All creation presupposes at its origin a sort of appetite that is brought on by the foretaste of discovery. This foretaste of the creative act accompanies the intuitive grasp of an unknown entity already possessed but not yet intelligible, an entity that will not take definite shape except by the action of a constantly vigilant technique.
This appetite that is aroused in me at the mere thought of putting in order musical elements that have attracted my attention is not at all a fortuitous thing like inspiration, but as habitual and periodic, if not as constant, as a natural need.

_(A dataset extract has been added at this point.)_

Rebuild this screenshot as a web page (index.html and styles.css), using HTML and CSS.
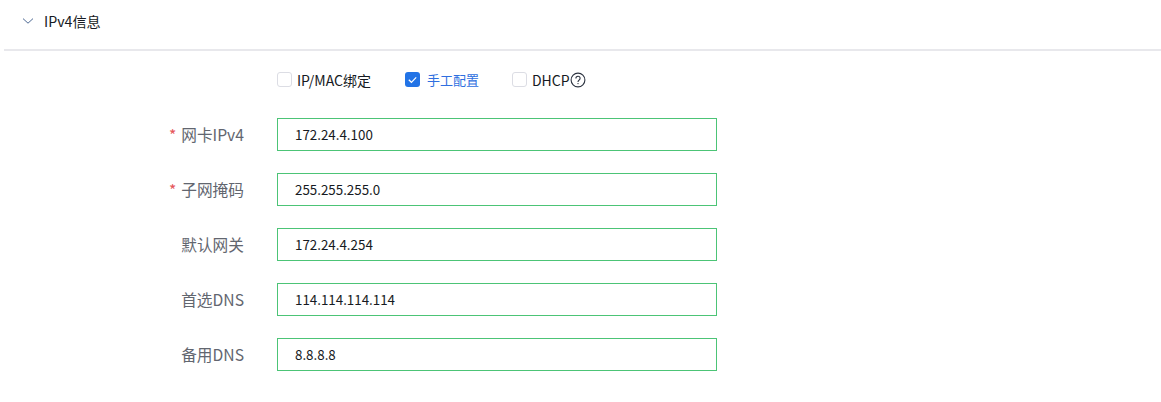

The premonition of an obligation, this foretaste of a pleasure, this conditioned reflex, as a modern physiologist would say, shows clearly that the idea of discovery and hard work is what attracts me.
The very act of putting my work on paper, of, as we say kneading the dough, is for me inseparable from the pleasure of creation. So far as I am concerned, I cannot separate the spiritual effort from the psychological and physical effort; they confront me on the same level and do not present a hierarchy. The word artist which, as it is most generally understood today, bestows on its bearer the highest intellectual prestige, the privilege of being accepted as a pure mind–this pretentious term is in my view entirely incompatible with the role of homo faber.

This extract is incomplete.